Architects are the submitting persons, i.e. they submit the plans to the Local Authorities for approval. Are they unaware that anyone planning to build more than four units of housing accommodation must have a housing development licence? Is there no duty on them to ensure they are acting for legitimate developers as their direct involvement would be affecting large numbers of innocent house buyers? They are also known to have issued certificates of completion to help developers claim progress payments from banks when actually the work is not completed. Thus some rogue developers were able to collect 100% payment when the houses were far from 100% complete.

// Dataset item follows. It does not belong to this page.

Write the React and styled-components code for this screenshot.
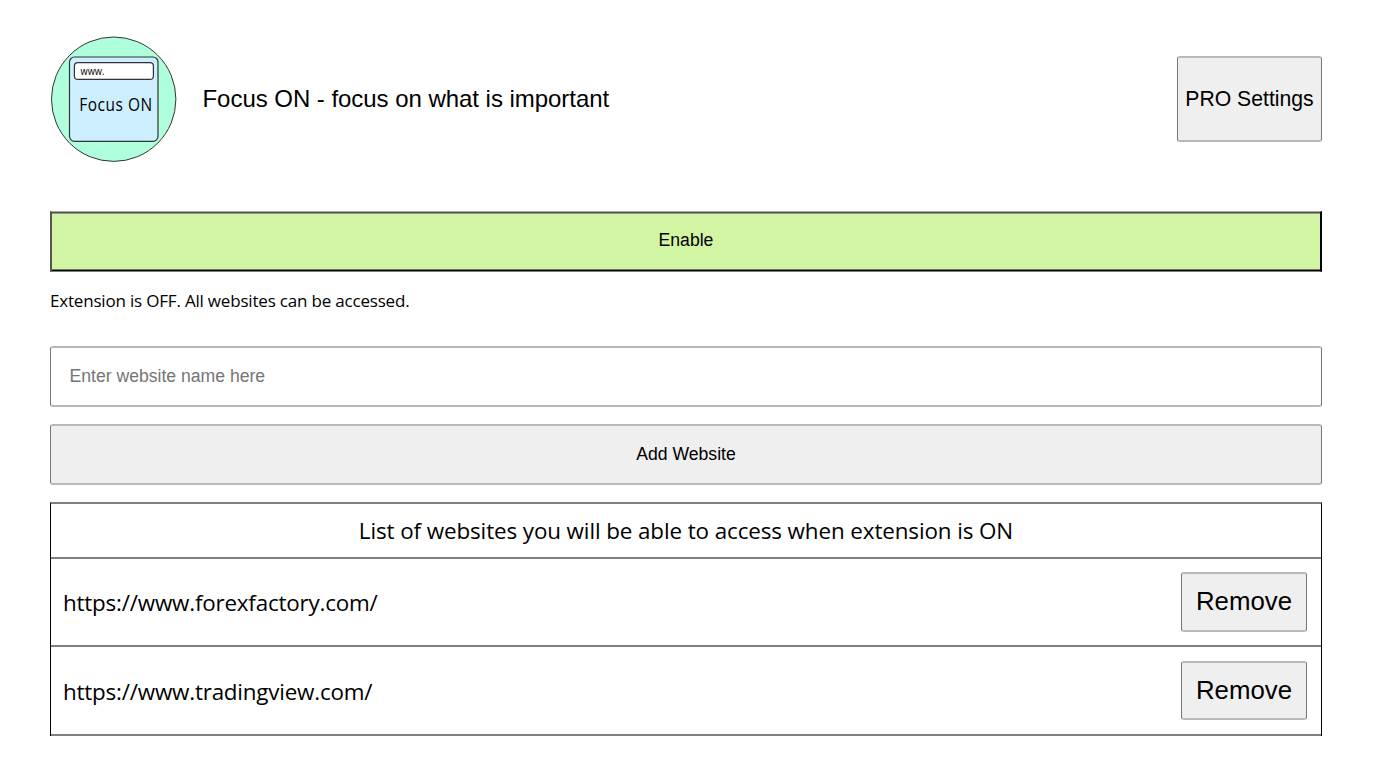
import React, { useState } from 'react';
import styled, { createGlobalStyle } from 'styled-components';

const GlobalStyle = createGlobalStyle`
  * {
    box-sizing: border-box;
  }

  body {
    margin: 0;
    background: #fff;
    color: #000;
    font-family: "Open Sans", "Noto Sans", sans-serif;
  }
`;

const Page = styled.main`
  display: flex;
  flex-direction: column;
  padding: 36px 51px 0 50px;
`;

const Header = styled.header`
  display: flex;
  align-items: center;
  height: 126px;
  margin-bottom: 49px;
`;

const Logo = styled.svg`
  flex: none;
  width: 127px;
  height: 126px;
`;

const Title = styled.h1`
  flex: 1;
  margin: 0 0 0 25.5px;
  font: 400 24px/28px "Liberation Sans", Arial, sans-serif;
  letter-spacing: -0.04px;
`;

const Button = styled.button`
  display: flex;
  align-items: center;
  justify-content: center;
  padding: 0;
  background: #efefef;
  border: solid #b8b8b8;
  border-width: 2px 1px;
  border-left-color: #767676;
  border-right-color: #767676;
  border-radius: 3px;
  color: #000;
  font: 400 17.6px/20px "Liberation Sans", Arial, sans-serif;
  cursor: pointer;
`;

const ProButton = styled(Button)`
  width: 145px;
  height: 86px;
  font-size: 21.2px;
  line-height: 24px;
  padding-bottom: 1px;
`;

const ToggleButton = styled(Button)`
  height: 61px;
  padding-bottom: 3px;
  background: ${props => (props.$on ? '#f5a9a9' : '#d2f5a4')};
  border-style: solid;
  border-width: 1px 2px;
  border-color: #a9a9ab #000 #807c84 #555;
  border-radius: 0;
  box-shadow: inset 0 1px #525155, inset 0 2px #8f9f7c, inset 0 -1px #000, inset 0 -2px #698052;
`;

const Status = styled.p`
  margin: 17px 0 33px;
  font-size: 17px;
  line-height: 24px;
  letter-spacing: -0.19px;
`;

const WebsiteInput = styled.input`
  height: 61px;
  margin-bottom: 17px;
  padding: 0 18px 0 18.5px;
  background: #fff;
  border: solid #b8b8b8;
  border-width: 2px 1px;
  border-left-color: #767676;
  border-right-color: #767676;
  border-radius: 3px;
  outline: none;
  font: 400 17.6px/20px "Liberation Sans", Arial, sans-serif;

  &::placeholder {
    color: #757575;
    opacity: 1;
  }
`;

const AddButton = styled(Button)`
  height: 61px;
  margin-bottom: 17px;
  padding-bottom: 1px;
`;

const List = styled.section`
  border: solid #808080;
  border-width: 2px 1px 0;
  border-left-color: #000;
  border-right-color: #000;
`;

const ListHeading = styled.h2`
  height: 55px;
  margin: 0;
  padding-top: 11px;
  border-bottom: 2px solid #808080;
  font-size: 22.4px;
  font-weight: 400;
  line-height: 32px;
  letter-spacing: -0.1px;
  text-align: center;
`;

const Row = styled.div`
  display: flex;
  align-items: center;
  justify-content: space-between;
  height: ${props => props.$height}px;
  padding: 0 14px 0 12px;
  border-bottom: 2px solid #808080;
`;

const Url = styled.span`
  padding-top: 2px;
  font-size: 22.4px;
  line-height: 32px;
  letter-spacing: -0.2px;
`;

const RemoveButton = styled(Button)`
  width: 126px;
  height: ${props => props.$height}px;
  padding-bottom: 2px;
  font-size: 25.8px;
  line-height: 30px;
`;

function FocusLogo() {
  return (
    <Logo viewBox="50 36 127 126">
      <circle cx="113.7" cy="99.2" r="62.2" fill="#b0ffdc" stroke="#333" />
      <rect x="69.5" y="57" width="88.5" height="84.3" rx="5" fill="#cceeff" stroke="#333" strokeWidth="1.2" />
      <rect x="74.4" y="62.6" width="79" height="16.8" rx="3.5" fill="#fff" stroke="#333" strokeWidth="1.2" />
      <text x="80.5" y="74.6" fontSize="10.5" textLength="24" lengthAdjust="spacingAndGlyphs">www.</text>
      <g transform="translate(79.2 111.3) scale(0.88 1)">
        <text fontSize="17.6" textLength="83" lengthAdjust="spacing">Focus ON</text>
      </g>
    </Logo>
  );
}

const initialSites = ['https://www.forexfactory.com/', 'https://www.tradingview.com/'];

export default function App() {
  const [enabled, setEnabled] = useState(false);
  const [site, setSite] = useState('');
  const [sites, setSites] = useState(initialSites);

  const addSite = () => {
    if (!site.trim()) return;
    setSites([...sites, site.trim()]);
    setSite('');
  };

  return (
    <>
      <GlobalStyle />
      <Page>
        <Header>
          <FocusLogo />
          <Title>Focus ON - focus on what is important</Title>
          <ProButton>PRO Settings</ProButton>
        </Header>
        <ToggleButton $on={enabled} onClick={() => setEnabled(!enabled)}>
          {enabled ? 'Disable' : 'Enable'}
        </ToggleButton>
        <Status>
          {enabled
            ? 'Extension is ON. Only listed websites can be accessed.'
            : 'Extension is OFF. All websites can be accessed.'}
        </Status>
        <WebsiteInput
          placeholder="Enter website name here"
          value={site}
          onChange={e => setSite(e.target.value)}
        />
        <AddButton onClick={addSite}>Add Website</AddButton>
        <List>
          <ListHeading>List of websites you will be able to access when extension is ON</ListHeading>
          {sites.map((url, i) => (
            <Row key={url} $height={i === 0 ? 88 : 89}>
              <Url>{url}</Url>
              <RemoveButton
                $height={i === 0 ? 60 : 59}
                onClick={() => setSites(sites.filter(s => s !== url))}
              >
                Remove
              </RemoveButton>
            </Row>
          ))}
        </List>
      </Page>
    </>
  );
}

Officers in Local authorities cannot be unaware that anyone wanting to build more than four houses under a single development plan must have a housing developer’s licence. Then how is it that plans were approved without checking that the pre-condition to build more than four units had been complied with by the person submitting the plans for approval? Or were all the 195 projects developed without any approved building plans? If built without any plans, were the local authorities so blind that they could not see housing projects under construction when their enforcement officers can smell out small illegal structures?

The land office plays a very important part in the approval of development plans as it gives feedback on the status of the land to the Local Authority. Did the Local Authorities approve the plans without referring them to the land office, resulting in housing schemes being built on agricultural land and even Malay reserve land? If this is the case, then not referring the plans to the land office must have been deliberate. The MACC should investigate such cases as they smell of corrupt practice.

Then there are the solicitors who prepared Sale and Purchase Agreements for the rogue developers. Being officers of the law and of the Court, and not ordinary businessmen, they should have known better than anyone else that building more than four units of housing accommodation needs a housing development licence from the Ministry. According to the ethics of their profession, if not according to any legal requirement, should they not have required the developers to produce their housing development licences before agreeing to be their panel lawyers?

CAP had in the recent past written to the Bar Council enquiring whether its members had a duty to check whether developers had a valid licence before preparing S & P for them. The conveyancing practice committee gave us a curt reply that we could file complaints against lawyers with the Legal Profession Disciplinary Board. The issue we had raised, i.e. whether lawyers had a duty to check the credentials of the developers before acting for them, was completely sidestepped. We have written to the President of the Bar Council asking whether ETHICS is no longer relevant in the legal profession and are awaiting his reply. The Bar Council has been extremely lenient with the black sheep in its fold, thus encouraging malpractices to go on. The lawyers who prepared S & P for the illegal housing projects must have earned handsome sums of money from the purchasers.

When individuals apply for housing loans from banks, the banks require land search, bankruptcy search etc. before processing the applications. So how could the banks and their lawyers have approved bridging loans to developers in the first place, then loans to purchasers for properties that obviously did not have clean, registrable titles? The banks went against their own stringent requirements that they enforce upon ordinary loan applicants.

All the wrongful acts by the various parties cannot be dismissed as cases of “oversight”. The same parties, when dealing with ordinary persons, do not have “oversight” of all the requirements!

Greed was at the root of the so-called “oversight”. Every party had money to make if the projects were carried out, regardless whether the purchasers got their houses or not. Thus any action against the rogue architects, Local Authority officers, bankers, lawyers must be commensurate with the suffering that their actions caused the innocent house buyers.

Banks should be made to write off loans of all abandoned units; where there is delay in completion, banks should be made to write off the interest for the delayed periods. Disciplinary action like stoppage of increments and promotions should be imposed on government officers. In the cases of professionals like architects, engineers and lawyers, they should be heavily fined and deregistered.

The Bar Council is empowered to act on its own volition against its members whose conduct is unbefitting of an advocate and solicitor or which brings or is calculated to bring the legal profession into disrepute. We urge the Bar Council to rise to the occasion and start disciplining the black sheep in its fold. It should apply to the Disciplinary Board to immediately suspend all those solicitors who had prepared S & P for the unlicenced developers, and go on to deregister them. These solicitors had done so to earn money. Instead of safeguarding the interests of the innocent public. They had teamed up with the unlicenced developers to make money. They should be struck off the rolls. It is the Bar Council that has to see to this.

CAP also calls for a full, in-depth enquiry to be carried out into this scandalous state of affairs that has gone on too long. The public has suffered for far too long at the hands of rogue developers, bankers, architects, lawyers, and those who support them by closing their eyes. It is as if Malaysia is a lawless country. Enforcement agencies themselves must be taken to task if they do not enforce the laws and make them work. Laws are mere pieces of paper until they are enforced.